--- YOUR TASK ---
Consider the data that follows and state how many lines contain the string "this", using the number alone.

Pages as source code
◇ ◇ ◇ ◇
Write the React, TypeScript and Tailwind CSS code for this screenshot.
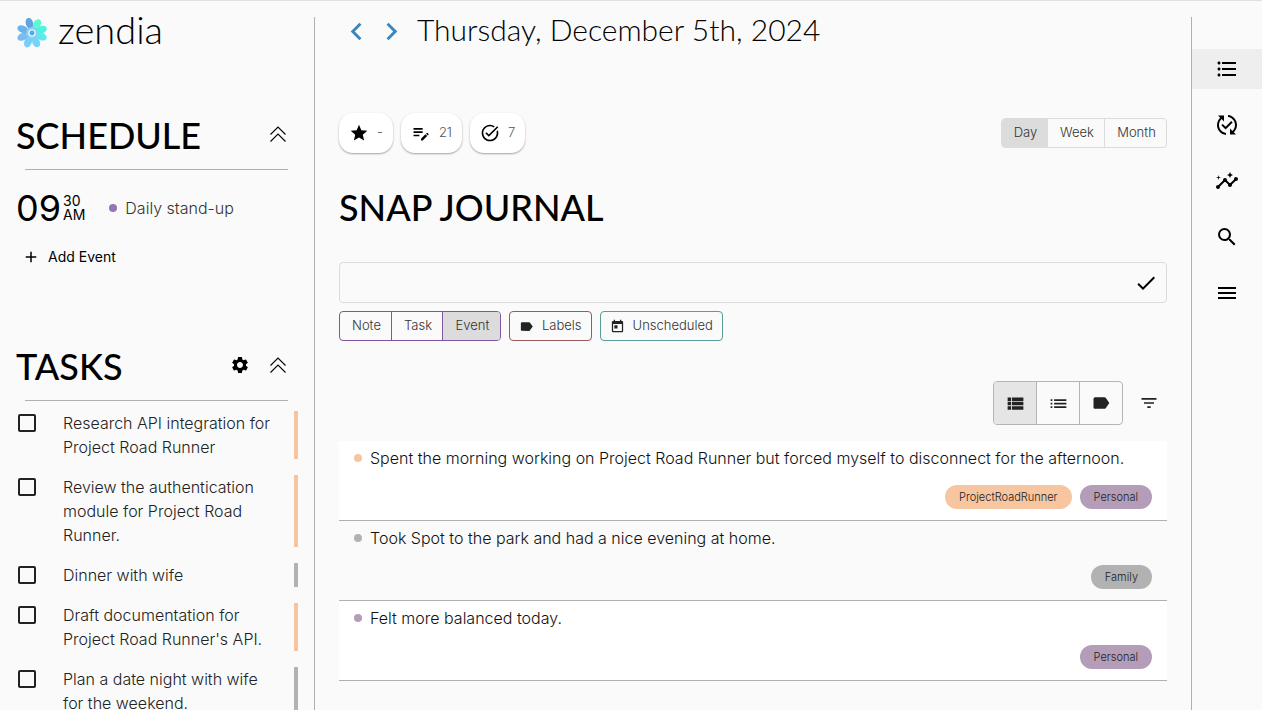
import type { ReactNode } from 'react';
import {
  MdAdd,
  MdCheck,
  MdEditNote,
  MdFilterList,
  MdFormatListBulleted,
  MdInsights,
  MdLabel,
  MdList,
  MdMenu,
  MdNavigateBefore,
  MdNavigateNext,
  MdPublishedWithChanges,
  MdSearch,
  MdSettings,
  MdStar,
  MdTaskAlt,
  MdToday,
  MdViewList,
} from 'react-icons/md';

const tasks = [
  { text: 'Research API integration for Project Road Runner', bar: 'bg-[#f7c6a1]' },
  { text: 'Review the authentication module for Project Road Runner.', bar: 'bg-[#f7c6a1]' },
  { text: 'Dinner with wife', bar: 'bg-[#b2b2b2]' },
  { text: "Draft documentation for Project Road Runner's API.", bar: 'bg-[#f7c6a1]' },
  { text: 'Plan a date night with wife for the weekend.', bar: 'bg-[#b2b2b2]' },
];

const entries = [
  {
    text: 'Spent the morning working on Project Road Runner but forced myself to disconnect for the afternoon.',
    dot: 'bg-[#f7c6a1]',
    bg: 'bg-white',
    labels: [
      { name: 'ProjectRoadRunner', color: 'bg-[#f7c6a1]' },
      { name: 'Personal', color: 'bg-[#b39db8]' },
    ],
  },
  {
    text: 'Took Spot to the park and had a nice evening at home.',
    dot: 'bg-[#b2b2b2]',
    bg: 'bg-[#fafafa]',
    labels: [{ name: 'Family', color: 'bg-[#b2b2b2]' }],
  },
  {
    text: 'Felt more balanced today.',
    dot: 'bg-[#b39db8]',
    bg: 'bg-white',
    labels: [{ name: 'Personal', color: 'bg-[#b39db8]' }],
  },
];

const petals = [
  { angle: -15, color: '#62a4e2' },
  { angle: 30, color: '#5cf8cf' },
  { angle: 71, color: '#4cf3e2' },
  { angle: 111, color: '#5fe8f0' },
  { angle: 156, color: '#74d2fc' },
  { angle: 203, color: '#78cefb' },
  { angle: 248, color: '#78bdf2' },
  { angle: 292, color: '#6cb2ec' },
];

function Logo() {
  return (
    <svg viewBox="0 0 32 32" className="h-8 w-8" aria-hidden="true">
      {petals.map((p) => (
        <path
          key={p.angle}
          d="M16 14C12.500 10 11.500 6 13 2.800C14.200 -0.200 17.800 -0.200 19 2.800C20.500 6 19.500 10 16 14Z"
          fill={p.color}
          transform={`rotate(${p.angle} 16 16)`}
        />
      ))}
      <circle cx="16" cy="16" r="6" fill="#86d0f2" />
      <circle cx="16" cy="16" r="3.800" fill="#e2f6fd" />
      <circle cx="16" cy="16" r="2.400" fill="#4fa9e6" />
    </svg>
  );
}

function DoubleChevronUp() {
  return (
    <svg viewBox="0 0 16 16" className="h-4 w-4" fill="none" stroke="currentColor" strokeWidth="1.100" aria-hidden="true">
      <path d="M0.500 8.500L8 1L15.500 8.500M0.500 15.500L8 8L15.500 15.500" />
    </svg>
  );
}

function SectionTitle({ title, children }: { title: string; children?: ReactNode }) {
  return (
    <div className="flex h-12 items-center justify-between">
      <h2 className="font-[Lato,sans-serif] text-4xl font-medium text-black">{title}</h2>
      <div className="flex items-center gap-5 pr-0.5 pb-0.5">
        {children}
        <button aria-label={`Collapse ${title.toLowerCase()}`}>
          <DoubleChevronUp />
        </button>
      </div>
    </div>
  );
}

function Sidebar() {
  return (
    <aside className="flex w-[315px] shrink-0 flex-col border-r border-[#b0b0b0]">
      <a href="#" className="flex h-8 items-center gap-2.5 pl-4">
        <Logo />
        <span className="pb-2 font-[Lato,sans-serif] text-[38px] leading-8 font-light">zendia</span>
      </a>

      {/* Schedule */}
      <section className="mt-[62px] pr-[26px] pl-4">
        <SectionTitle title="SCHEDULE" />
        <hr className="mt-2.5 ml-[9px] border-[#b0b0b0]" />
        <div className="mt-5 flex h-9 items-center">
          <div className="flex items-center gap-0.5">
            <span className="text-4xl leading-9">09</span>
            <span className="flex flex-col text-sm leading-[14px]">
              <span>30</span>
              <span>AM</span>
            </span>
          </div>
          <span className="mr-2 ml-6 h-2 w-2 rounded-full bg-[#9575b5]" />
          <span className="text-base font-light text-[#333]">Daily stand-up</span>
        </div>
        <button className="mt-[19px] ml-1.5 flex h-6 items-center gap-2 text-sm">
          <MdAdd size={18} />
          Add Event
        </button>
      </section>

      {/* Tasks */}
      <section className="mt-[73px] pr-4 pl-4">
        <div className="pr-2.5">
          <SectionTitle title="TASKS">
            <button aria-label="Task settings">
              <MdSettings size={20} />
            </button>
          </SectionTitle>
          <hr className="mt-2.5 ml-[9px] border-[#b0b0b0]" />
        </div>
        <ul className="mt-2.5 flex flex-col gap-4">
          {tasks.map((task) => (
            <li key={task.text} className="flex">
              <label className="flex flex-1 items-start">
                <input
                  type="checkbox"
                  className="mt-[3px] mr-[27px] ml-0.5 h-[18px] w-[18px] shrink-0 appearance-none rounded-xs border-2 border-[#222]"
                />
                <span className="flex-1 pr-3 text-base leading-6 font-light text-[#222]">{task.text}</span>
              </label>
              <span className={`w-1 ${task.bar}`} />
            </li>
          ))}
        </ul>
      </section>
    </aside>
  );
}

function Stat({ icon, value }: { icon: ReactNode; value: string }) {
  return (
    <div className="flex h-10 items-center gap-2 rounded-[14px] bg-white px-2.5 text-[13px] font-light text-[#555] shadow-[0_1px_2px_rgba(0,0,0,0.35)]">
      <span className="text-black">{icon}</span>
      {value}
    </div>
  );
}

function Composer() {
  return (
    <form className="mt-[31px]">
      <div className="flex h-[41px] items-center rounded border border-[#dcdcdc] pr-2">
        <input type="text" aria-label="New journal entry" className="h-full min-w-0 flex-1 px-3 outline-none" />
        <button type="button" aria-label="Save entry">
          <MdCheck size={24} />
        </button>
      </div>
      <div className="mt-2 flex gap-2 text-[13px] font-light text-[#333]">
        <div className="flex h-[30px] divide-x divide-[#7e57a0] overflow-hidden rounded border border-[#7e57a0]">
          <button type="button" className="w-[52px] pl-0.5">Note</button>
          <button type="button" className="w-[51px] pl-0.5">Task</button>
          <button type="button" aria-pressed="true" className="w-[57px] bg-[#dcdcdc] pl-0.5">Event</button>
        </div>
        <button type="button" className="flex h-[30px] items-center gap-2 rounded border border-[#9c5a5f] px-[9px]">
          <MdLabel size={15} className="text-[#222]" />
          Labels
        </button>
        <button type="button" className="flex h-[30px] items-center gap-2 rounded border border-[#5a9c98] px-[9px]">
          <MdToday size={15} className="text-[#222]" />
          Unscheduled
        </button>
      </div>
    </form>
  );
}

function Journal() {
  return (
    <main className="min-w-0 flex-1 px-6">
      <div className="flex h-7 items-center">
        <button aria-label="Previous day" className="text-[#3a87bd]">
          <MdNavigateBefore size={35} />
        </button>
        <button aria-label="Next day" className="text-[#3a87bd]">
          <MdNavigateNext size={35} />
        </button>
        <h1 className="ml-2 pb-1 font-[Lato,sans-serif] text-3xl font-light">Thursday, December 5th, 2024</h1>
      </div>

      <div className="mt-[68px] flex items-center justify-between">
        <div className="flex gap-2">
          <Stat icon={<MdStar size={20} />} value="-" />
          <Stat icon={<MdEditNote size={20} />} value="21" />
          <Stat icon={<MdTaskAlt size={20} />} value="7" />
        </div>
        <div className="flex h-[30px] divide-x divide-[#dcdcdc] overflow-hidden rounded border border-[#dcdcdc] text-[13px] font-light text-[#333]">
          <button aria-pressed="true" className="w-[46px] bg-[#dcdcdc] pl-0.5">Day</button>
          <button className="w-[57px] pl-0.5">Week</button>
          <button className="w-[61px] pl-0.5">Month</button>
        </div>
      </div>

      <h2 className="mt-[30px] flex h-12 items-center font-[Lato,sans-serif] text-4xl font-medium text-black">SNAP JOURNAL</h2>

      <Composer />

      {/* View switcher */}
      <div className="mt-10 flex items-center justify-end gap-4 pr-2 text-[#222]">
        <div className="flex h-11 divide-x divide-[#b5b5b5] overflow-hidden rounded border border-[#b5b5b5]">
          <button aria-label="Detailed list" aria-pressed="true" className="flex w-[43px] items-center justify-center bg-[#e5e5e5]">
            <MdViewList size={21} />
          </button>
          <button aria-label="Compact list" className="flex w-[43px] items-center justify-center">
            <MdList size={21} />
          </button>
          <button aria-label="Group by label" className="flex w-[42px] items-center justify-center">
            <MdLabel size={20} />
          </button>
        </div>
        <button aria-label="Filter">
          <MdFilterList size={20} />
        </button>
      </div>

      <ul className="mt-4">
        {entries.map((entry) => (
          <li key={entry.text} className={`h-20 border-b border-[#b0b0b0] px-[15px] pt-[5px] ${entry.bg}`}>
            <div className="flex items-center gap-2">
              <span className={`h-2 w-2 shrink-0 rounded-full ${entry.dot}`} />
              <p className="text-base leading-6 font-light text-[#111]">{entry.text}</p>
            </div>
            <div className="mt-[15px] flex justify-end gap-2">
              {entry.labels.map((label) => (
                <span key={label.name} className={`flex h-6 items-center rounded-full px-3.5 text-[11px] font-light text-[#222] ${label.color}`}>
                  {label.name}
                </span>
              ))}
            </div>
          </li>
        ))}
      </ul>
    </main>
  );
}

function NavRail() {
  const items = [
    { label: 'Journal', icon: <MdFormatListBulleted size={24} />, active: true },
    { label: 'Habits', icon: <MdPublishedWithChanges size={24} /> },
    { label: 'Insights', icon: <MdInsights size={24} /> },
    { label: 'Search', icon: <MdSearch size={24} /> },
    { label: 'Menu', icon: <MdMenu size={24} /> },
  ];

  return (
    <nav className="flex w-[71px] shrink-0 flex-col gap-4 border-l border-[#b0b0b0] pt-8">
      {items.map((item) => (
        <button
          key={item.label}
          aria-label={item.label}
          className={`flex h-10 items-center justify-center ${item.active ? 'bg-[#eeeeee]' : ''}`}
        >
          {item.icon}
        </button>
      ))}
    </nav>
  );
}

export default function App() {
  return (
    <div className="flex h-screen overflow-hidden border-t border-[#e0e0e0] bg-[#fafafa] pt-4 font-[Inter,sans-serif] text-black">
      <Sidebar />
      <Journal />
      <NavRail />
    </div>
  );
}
◇ ◇ ◇ ◇
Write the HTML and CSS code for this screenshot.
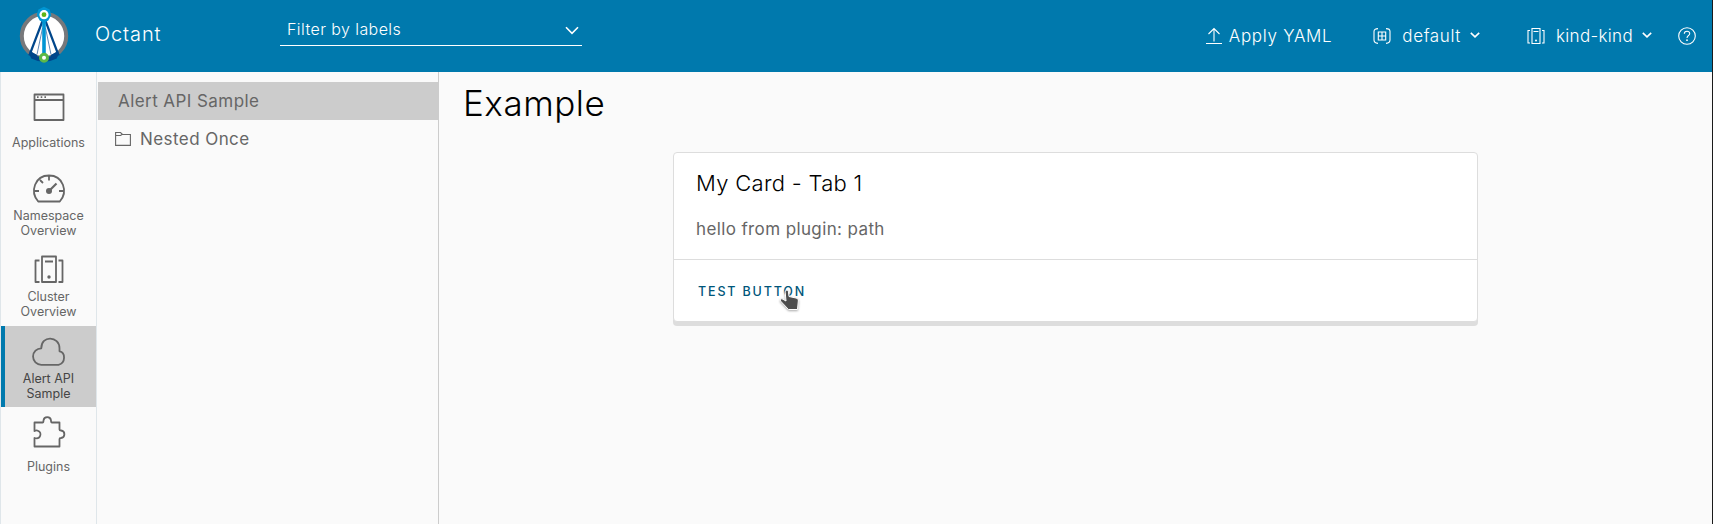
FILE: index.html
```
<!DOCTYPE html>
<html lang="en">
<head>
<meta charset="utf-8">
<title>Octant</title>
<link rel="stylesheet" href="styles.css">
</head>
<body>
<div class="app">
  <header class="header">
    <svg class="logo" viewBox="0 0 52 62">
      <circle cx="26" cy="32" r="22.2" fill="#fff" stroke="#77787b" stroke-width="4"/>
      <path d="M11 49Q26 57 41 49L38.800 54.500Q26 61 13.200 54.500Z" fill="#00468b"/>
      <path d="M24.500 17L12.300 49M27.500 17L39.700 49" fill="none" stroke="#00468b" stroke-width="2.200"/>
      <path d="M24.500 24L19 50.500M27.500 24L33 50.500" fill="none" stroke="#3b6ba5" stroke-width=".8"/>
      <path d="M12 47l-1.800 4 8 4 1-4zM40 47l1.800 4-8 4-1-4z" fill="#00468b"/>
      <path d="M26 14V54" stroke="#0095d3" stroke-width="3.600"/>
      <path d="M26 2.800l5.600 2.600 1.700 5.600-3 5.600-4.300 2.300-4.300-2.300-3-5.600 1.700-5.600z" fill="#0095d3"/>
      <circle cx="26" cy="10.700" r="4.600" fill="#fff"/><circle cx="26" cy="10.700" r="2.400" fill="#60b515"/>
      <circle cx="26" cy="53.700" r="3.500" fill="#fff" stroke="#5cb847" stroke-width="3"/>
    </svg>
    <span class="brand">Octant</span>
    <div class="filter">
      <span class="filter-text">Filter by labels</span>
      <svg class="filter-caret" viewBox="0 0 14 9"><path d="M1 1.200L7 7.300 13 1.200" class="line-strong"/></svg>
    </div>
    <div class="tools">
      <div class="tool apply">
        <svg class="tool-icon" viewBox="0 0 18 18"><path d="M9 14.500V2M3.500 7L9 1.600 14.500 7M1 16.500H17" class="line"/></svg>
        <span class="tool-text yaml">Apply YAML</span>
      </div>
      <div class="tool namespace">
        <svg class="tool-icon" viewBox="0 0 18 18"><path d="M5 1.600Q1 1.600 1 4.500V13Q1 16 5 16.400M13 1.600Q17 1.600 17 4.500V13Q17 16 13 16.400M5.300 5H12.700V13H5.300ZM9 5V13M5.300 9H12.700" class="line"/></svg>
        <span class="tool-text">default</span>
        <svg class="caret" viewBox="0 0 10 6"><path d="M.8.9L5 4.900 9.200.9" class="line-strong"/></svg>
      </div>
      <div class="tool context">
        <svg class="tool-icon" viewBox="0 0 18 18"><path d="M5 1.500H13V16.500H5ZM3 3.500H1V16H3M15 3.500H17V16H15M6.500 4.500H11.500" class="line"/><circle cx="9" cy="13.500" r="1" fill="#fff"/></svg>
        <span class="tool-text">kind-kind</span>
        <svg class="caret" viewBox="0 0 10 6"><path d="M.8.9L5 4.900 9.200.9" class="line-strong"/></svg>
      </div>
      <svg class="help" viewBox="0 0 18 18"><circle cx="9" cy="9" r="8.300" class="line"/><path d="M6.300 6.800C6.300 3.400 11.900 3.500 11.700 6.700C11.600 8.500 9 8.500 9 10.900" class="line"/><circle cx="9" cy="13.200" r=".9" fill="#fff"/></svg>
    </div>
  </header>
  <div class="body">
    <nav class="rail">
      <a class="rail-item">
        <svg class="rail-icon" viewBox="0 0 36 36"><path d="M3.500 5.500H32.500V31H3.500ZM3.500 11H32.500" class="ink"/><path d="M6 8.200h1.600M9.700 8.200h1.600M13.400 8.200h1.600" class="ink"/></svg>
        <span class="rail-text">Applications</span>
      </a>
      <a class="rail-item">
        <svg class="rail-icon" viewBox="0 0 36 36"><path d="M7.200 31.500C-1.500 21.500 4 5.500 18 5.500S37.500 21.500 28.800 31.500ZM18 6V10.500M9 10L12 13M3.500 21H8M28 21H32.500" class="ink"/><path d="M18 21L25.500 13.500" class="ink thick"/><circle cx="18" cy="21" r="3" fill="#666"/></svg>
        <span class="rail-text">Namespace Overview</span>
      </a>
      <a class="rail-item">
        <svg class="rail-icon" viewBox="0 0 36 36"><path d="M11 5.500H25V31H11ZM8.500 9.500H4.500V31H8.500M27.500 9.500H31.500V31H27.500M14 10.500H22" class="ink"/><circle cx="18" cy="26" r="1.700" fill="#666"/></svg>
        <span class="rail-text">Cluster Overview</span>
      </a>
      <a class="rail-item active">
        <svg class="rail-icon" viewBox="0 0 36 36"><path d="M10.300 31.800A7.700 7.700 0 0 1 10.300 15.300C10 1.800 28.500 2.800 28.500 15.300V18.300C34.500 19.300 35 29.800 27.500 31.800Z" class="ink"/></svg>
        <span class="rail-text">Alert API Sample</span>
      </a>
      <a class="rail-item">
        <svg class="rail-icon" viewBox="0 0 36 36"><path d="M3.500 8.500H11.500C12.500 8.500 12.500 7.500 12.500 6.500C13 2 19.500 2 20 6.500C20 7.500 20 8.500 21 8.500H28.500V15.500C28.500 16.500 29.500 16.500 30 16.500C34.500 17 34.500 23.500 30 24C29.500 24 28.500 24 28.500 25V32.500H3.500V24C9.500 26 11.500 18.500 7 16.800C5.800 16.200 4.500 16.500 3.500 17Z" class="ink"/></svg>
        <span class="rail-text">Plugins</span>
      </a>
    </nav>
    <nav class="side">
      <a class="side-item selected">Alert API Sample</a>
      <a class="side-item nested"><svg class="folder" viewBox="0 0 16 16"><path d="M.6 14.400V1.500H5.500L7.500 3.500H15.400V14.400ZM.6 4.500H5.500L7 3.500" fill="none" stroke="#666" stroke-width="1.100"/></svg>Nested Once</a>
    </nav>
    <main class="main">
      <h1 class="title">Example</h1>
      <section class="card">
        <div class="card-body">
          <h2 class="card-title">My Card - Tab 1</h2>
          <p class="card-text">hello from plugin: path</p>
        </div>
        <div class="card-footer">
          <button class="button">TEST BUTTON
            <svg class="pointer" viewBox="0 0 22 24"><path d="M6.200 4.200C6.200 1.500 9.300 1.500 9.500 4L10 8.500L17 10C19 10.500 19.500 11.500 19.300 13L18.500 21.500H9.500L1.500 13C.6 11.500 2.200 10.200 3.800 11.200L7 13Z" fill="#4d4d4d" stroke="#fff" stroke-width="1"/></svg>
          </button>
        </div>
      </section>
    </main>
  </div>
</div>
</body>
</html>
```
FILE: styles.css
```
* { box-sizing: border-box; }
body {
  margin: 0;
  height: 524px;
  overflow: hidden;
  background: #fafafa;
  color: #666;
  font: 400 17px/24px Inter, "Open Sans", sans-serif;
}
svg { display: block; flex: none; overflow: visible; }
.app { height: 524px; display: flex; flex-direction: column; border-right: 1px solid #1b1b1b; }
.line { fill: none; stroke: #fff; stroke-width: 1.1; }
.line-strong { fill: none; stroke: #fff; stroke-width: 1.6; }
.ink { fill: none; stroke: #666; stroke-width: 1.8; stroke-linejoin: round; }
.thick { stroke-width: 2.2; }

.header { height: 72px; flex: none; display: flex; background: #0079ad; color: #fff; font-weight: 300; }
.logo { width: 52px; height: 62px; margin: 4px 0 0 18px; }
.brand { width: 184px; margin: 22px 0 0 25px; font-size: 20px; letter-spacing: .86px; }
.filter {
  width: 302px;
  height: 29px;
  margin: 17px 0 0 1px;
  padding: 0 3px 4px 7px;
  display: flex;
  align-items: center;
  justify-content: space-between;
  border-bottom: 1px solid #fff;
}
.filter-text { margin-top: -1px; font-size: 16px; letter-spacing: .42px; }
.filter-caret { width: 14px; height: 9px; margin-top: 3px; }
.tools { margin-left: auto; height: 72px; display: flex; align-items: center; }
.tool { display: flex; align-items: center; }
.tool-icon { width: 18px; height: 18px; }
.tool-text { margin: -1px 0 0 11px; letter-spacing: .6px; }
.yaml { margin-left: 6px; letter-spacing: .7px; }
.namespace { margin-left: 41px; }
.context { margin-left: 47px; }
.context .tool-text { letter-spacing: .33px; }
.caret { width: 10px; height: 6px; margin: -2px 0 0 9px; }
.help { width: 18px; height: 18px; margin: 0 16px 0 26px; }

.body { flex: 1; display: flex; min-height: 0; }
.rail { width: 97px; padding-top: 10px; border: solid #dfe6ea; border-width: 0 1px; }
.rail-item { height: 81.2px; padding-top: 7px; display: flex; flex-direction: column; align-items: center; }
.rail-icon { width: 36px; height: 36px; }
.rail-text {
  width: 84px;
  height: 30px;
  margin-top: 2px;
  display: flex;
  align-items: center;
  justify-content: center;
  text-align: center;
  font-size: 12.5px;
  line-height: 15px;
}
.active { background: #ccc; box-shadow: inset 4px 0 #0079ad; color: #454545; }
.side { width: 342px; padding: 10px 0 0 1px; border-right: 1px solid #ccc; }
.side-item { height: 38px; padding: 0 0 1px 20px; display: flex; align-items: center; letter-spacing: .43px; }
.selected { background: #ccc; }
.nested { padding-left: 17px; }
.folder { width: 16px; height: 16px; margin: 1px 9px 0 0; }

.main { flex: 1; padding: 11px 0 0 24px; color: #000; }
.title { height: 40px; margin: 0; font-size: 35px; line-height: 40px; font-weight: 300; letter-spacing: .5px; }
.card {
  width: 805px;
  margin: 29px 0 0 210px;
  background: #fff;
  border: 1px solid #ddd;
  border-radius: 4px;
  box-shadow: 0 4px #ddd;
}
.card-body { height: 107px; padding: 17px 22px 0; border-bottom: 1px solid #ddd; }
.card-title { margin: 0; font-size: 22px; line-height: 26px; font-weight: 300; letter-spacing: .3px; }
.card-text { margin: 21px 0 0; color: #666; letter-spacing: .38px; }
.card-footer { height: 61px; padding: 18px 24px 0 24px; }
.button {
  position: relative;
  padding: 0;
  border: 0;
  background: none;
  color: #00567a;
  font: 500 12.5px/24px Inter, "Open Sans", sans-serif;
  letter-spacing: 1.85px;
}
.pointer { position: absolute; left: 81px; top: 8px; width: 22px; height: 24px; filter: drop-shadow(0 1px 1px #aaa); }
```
◇ ◇ ◇ ◇
--- THE RESULT ---
2